**What you will do**
Whenever a line contains the string "page", copy it out of the entries.

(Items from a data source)
+---+

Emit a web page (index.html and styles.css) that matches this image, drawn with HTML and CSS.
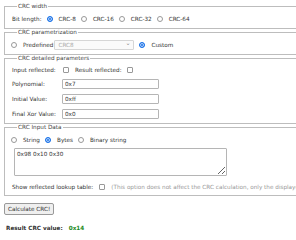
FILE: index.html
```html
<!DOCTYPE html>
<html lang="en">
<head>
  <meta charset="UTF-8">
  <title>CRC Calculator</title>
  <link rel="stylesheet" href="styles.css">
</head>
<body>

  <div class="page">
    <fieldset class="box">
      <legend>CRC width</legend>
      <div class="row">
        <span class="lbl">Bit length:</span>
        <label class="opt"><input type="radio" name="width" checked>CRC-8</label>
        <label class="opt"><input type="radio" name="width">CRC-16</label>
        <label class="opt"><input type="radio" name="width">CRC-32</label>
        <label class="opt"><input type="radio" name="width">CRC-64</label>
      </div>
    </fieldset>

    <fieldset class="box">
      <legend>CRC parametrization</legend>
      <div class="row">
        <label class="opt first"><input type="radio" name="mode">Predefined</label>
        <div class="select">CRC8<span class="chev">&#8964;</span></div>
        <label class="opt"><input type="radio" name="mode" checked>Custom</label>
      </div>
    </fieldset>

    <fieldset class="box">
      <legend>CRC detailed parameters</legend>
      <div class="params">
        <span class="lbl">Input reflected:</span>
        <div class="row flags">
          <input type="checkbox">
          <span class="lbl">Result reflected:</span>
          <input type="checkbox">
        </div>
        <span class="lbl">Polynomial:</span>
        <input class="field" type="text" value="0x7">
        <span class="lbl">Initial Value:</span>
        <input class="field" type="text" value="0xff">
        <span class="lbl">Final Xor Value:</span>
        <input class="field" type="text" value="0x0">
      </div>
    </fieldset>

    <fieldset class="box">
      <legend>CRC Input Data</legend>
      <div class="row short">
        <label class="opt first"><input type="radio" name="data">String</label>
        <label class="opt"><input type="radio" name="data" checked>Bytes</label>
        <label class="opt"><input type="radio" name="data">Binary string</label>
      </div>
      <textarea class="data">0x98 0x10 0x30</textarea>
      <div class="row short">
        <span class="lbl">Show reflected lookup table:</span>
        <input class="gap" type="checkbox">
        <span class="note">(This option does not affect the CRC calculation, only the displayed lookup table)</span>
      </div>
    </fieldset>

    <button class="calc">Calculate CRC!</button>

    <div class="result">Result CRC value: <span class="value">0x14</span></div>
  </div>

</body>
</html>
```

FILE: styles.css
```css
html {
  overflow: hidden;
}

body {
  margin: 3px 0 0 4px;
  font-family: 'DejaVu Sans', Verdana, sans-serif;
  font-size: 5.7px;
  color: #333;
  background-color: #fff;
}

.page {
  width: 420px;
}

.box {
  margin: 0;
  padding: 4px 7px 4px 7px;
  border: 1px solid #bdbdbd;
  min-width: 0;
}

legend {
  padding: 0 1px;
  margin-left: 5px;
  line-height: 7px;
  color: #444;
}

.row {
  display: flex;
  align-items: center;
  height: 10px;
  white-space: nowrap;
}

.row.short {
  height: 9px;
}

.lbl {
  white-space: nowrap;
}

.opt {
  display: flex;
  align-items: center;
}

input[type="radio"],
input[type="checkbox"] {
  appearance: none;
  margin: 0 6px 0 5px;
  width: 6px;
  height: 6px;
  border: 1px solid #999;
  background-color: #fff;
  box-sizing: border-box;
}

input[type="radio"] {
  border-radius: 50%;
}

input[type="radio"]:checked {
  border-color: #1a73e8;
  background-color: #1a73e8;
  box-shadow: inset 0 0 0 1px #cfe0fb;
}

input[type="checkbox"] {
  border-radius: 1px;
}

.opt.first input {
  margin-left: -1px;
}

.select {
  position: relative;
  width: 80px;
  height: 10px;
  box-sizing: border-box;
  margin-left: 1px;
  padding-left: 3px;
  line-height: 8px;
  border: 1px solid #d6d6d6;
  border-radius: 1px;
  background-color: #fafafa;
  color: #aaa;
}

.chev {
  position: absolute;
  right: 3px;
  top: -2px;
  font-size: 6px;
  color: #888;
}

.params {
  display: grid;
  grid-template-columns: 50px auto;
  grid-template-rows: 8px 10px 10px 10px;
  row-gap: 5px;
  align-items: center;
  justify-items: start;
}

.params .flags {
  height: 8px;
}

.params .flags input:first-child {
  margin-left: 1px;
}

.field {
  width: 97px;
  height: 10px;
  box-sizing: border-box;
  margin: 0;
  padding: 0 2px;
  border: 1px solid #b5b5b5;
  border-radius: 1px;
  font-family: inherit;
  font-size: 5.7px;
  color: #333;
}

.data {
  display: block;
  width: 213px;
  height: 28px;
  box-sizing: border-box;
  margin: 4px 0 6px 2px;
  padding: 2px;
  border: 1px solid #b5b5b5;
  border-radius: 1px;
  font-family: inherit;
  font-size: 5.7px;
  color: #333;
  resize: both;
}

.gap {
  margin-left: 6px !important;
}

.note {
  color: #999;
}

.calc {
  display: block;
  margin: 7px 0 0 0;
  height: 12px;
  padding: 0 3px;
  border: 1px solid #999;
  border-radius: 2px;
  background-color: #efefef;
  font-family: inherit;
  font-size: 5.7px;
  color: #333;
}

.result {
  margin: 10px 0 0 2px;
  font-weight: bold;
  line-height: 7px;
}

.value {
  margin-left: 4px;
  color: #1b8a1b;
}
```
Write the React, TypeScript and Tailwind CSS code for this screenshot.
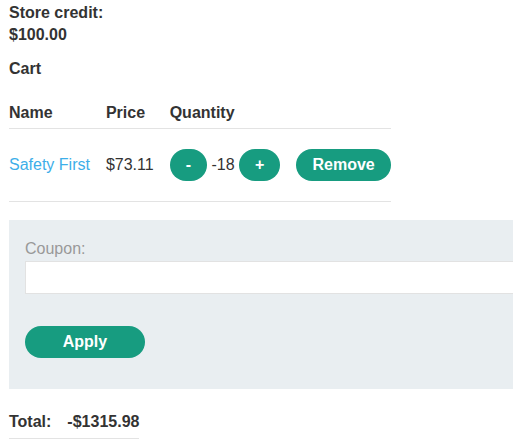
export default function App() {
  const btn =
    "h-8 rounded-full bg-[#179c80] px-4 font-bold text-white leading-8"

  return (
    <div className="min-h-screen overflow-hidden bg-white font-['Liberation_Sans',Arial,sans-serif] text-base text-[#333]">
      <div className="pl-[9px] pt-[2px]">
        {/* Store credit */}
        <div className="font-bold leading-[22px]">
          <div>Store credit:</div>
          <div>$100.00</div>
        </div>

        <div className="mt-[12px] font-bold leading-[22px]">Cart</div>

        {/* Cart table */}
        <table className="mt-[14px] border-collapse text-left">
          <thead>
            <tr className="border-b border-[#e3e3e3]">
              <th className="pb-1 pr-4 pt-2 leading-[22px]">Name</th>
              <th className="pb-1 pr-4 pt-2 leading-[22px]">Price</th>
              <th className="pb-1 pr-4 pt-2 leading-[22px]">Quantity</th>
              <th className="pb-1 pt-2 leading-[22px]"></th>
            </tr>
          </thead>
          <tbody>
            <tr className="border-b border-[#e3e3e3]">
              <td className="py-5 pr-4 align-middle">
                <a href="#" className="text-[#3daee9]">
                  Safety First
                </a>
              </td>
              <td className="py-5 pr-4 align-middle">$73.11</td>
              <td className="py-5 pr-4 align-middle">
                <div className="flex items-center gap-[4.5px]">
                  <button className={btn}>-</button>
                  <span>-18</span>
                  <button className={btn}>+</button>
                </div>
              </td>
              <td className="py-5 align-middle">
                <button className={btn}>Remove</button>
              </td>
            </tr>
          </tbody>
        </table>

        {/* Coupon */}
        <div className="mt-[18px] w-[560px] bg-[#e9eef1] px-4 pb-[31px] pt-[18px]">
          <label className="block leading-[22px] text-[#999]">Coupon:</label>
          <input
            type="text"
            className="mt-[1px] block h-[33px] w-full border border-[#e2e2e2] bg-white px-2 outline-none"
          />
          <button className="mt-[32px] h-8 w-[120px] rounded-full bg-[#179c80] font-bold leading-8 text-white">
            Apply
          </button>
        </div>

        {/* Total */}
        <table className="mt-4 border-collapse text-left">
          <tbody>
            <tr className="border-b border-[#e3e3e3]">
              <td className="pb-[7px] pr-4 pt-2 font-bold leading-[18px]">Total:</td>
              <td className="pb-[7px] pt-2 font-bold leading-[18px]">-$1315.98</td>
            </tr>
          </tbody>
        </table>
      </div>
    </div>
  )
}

+---+

**Answer to the problem**
Emit a web page (index.html and styles.css) that matches this image, drawn with HTML and CSS.
  <div class="page">
.page {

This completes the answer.